*Work required*. Lines holding the string "this" are the ones to copy; find them all in the data.
===============
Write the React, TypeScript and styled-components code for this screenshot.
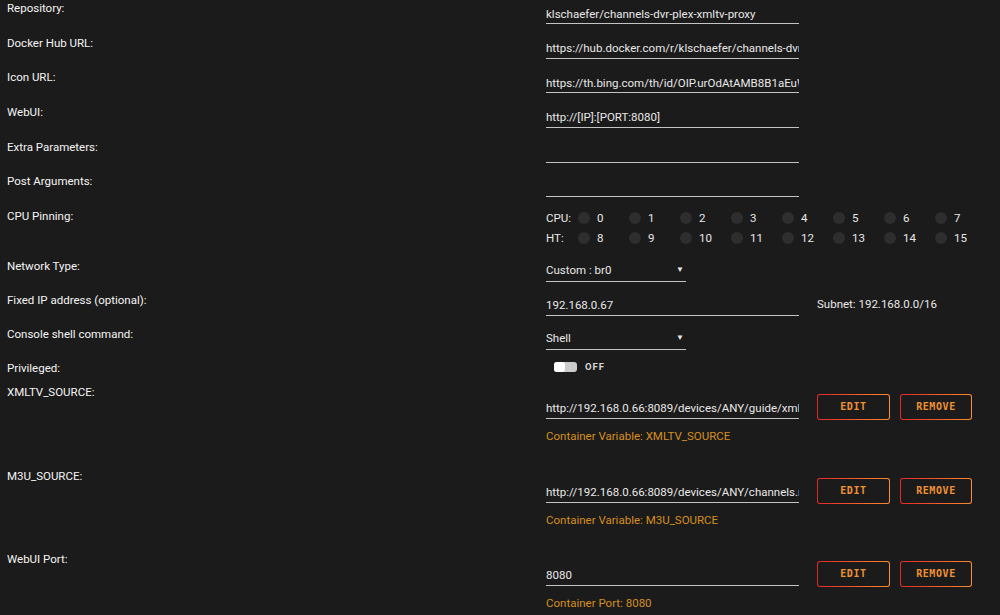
import React from 'react'
import styled, { createGlobalStyle, css } from 'styled-components'

const GlobalStyle = createGlobalStyle`
  html, body {
    margin: 0;
    padding: 0;
    background: #1c1b1b;
  }
  body {
    font-family: Roboto, 'Liberation Sans', sans-serif;
    font-size: 11.5px;
    color: #f2f2f2;
  }
`

const Form = styled.div`
  padding-left: 7px;
  width: 993px;
  overflow: hidden;
`

const Row = styled.div<{ $h: number }>(
  ({ $h }) => css`
    display: grid;
    grid-template-columns: 539px 1fr;
    align-items: start;
    height: ${$h}px;
  `,
)

const Label = styled.div`
  line-height: 16px;
  color: #f4f4f4;
`

const Value = styled.div<{ $pad?: number }>(
  ({ $pad = 0 }) => css`
    padding-top: ${$pad}px;
    display: flex;
    flex-direction: column;
  `,
)

const Line = styled.div`
  display: flex;
  align-items: flex-start;
`

const Field = styled.input<{ $w?: number; $h?: number }>(
  ({ $w = 253, $h = 24 }) => css`
    box-sizing: border-box;
    width: ${$w}px;
    height: ${$h}px;
    padding: ${$h - 20}px 0 0 0;
    margin: 0;
    border: none;
    border-bottom: 1px solid #c4c4c4;
    background: transparent;
    color: #e8e8e8;
    font-family: inherit;
    font-size: 11.5px;
    line-height: 16px;
    outline: none;
  `,
)

const SelectBox = styled.div`
  box-sizing: border-box;
  width: 140px;
  height: 24px;
  padding-top: 4px;
  border-bottom: 1px solid #c4c4c4;
  display: flex;
  justify-content: space-between;
  line-height: 16px;
  color: #e8e8e8;
`

const Caret = styled.span`
  font-size: 8px;
  margin-right: 2px;
  line-height: 16px;
`

const Aside = styled.div`
  margin-left: 18px;
  padding-top: 4px;
  line-height: 16px;
  color: #e8e8e8;
`

const CpuGrid = styled.div`
  display: grid;
  grid-template-columns: 32px repeat(8, 51px);
  grid-auto-rows: 20px;
  align-items: center;
  color: #e8e8e8;
`

const CpuCell = styled.div`
  display: flex;
  align-items: center;
  gap: 7px;
`

const Dot = styled.span`
  width: 12px;
  height: 12px;
  border-radius: 50%;
  background: #2e2e2e;
`

const Toggle = styled.div`
  display: flex;
  align-items: center;
  gap: 8px;
  height: 10px;
  margin: 2px 0 0 8px;
`

const Track = styled.span`
  width: 23px;
  height: 10px;
  border-radius: 3px;
  background: #cbcbcb;
  display: flex;
`

const Knob = styled.span`
  width: 11px;
  height: 10px;
  border-radius: 3px;
  background: #ffffff;
`

const ToggleText = styled.span`
  font-size: 9.5px;
  font-weight: 700;
  letter-spacing: 1px;
  color: #d6d6d6;
`

const Buttons = styled.div`
  display: flex;
  gap: 10px;
  margin-left: 18px;
`

const Button = styled.button<{ $w: number }>(
  ({ $w }) => css`
    box-sizing: border-box;
    width: ${$w}px;
    height: 26px;
    border: 1px solid transparent;
    border-radius: 3px;
    background: linear-gradient(#1c1b1b, #1c1b1b) padding-box,
      linear-gradient(90deg, #e22828 0%, #ff8c2f 100%) border-box;
    color: #ef9233;
    font-family: 'DejaVu Sans Mono', 'Liberation Mono', monospace;
    font-size: 10px;
    font-weight: 700;
    letter-spacing: 0.6px;
    text-transform: uppercase;
    padding: 0;
    cursor: pointer;
  `,
)

const Hint = styled.div`
  margin-top: 8px;
  line-height: 16px;
  color: #d58f1f;
`

type TextRow = { label: string; value: string }

const textRows: TextRow[] = [
  { label: 'Repository:', value: 'klschaefer/channels-dvr-plex-xmltv-proxy' },
  {
    label: 'Docker Hub URL:',
    value: 'https://hub.docker.com/r/klschaefer/channels-dvr-plex-xmltv-proxy/',
  },
  {
    label: 'Icon URL:',
    value: 'https://th.bing.com/th/id/OIP.urOdAtAMB8B1aEuWbLx9OQHaHa',
  },
  { label: 'WebUI:', value: 'http://[IP]:[PORT:8080]' },
  { label: 'Extra Parameters:', value: '' },
  { label: 'Post Arguments:', value: '' },
]

type ConfigRow = { label: string; value: string; hint: string; h: number }

const configRows: ConfigRow[] = [
  {
    label: 'XMLTV_SOURCE:',
    value: 'http://192.168.0.66:8089/devices/ANY/guide/xmltv',
    hint: 'Container Variable: XMLTV_SOURCE',
    h: 84,
  },
  {
    label: 'M3U_SOURCE:',
    value: 'http://192.168.0.66:8089/devices/ANY/channels.m3u',
    hint: 'Container Variable: M3U_SOURCE',
    h: 83,
  },
  {
    label: 'WebUI Port:',
    value: '8080',
    hint: 'Container Port: 8080',
    h: 83,
  },
]

const cpus = [0, 1, 2, 3, 4, 5, 6, 7]

export default function App() {
  return (
    <>
      <GlobalStyle />
      <Form>
        {textRows.map((r) => (
          <Row key={r.label} $h={34.67}>
            <Label>{r.label}</Label>
            <Value>
              <Field value={r.value} readOnly />
            </Value>
          </Row>
        ))}

        <Row $h={50}>
          <Label>CPU Pinning:</Label>
          <CpuGrid>
            <span>CPU:</span>
            {cpus.map((n) => (
              <CpuCell key={n}>
                <Dot />
                {n}
              </CpuCell>
            ))}
            <span>HT:</span>
            {cpus.map((n) => (
              <CpuCell key={n + 8}>
                <Dot />
                {n + 8}
              </CpuCell>
            ))}
          </CpuGrid>
        </Row>

        <Row $h={34}>
          <Label>Network Type:</Label>
          <Value>
            <SelectBox>
              Custom : br0<Caret>▼</Caret>
            </SelectBox>
          </Value>
        </Row>

        <Row $h={34}>
          <Label>Fixed IP address (optional):</Label>
          <Value>
            <Line>
              <Field value="192.168.0.67" readOnly />
              <Aside>Subnet: 192.168.0.0/16</Aside>
            </Line>
          </Value>
        </Row>

        <Row $h={34}>
          <Label>Console shell command:</Label>
          <Value>
            <SelectBox>
              Shell<Caret>▼</Caret>
            </SelectBox>
          </Value>
        </Row>

        <Row $h={24}>
          <Label>Privileged:</Label>
          <Toggle>
            <Track>
              <Knob />
            </Track>
            <ToggleText>OFF</ToggleText>
          </Toggle>
        </Row>

        {configRows.map((r) => (
          <Row key={r.label} $h={r.h}>
            <Label>{r.label}</Label>
            <Value $pad={10}>
              <Line>
                <Field value={r.value} readOnly $h={25} />
                <Buttons>
                  <Button $w={73}>Edit</Button>
                  <Button $w={72}>Remove</Button>
                </Buttons>
              </Line>
              <Hint>{r.hint}</Hint>
            </Value>
          </Row>
        ))}
      </Form>
    </>
  )
}
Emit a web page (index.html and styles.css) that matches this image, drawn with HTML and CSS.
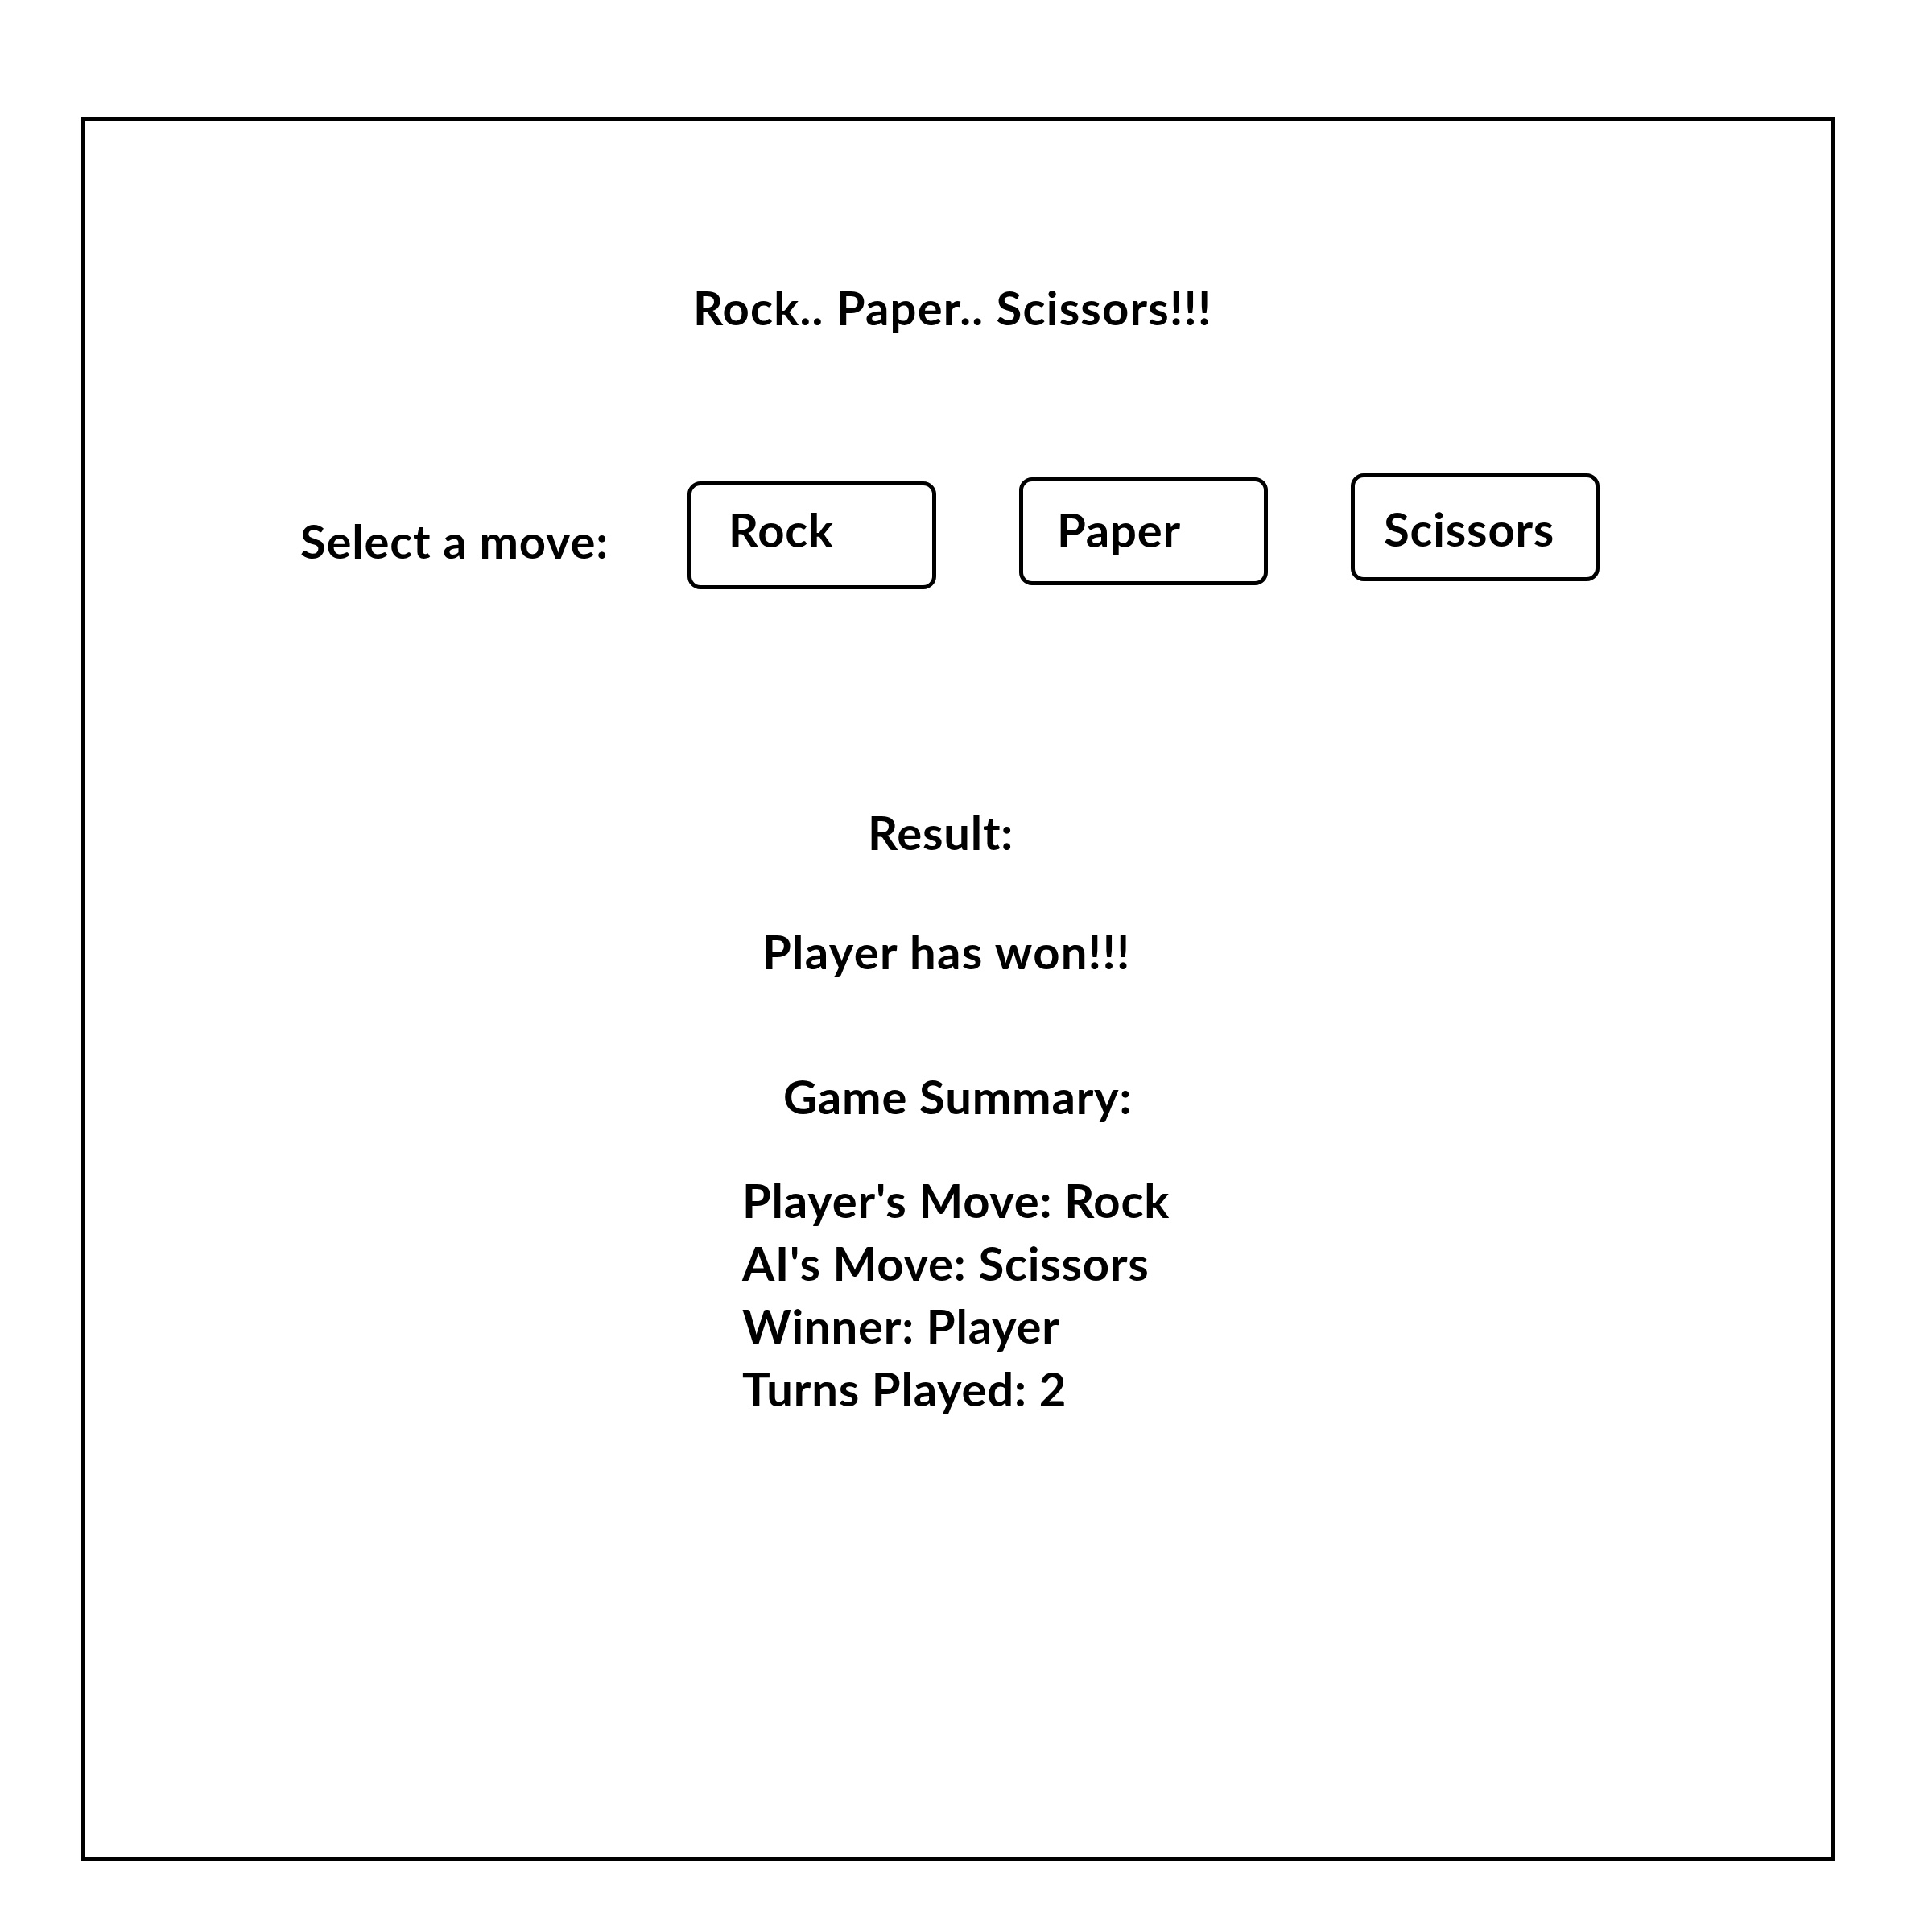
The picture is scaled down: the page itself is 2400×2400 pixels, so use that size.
===============
*Task result*.
Write the React, TypeScript and styled-components code for this screenshot.
Emit a web page (index.html and styles.css) that matches this image, drawn with HTML and CSS.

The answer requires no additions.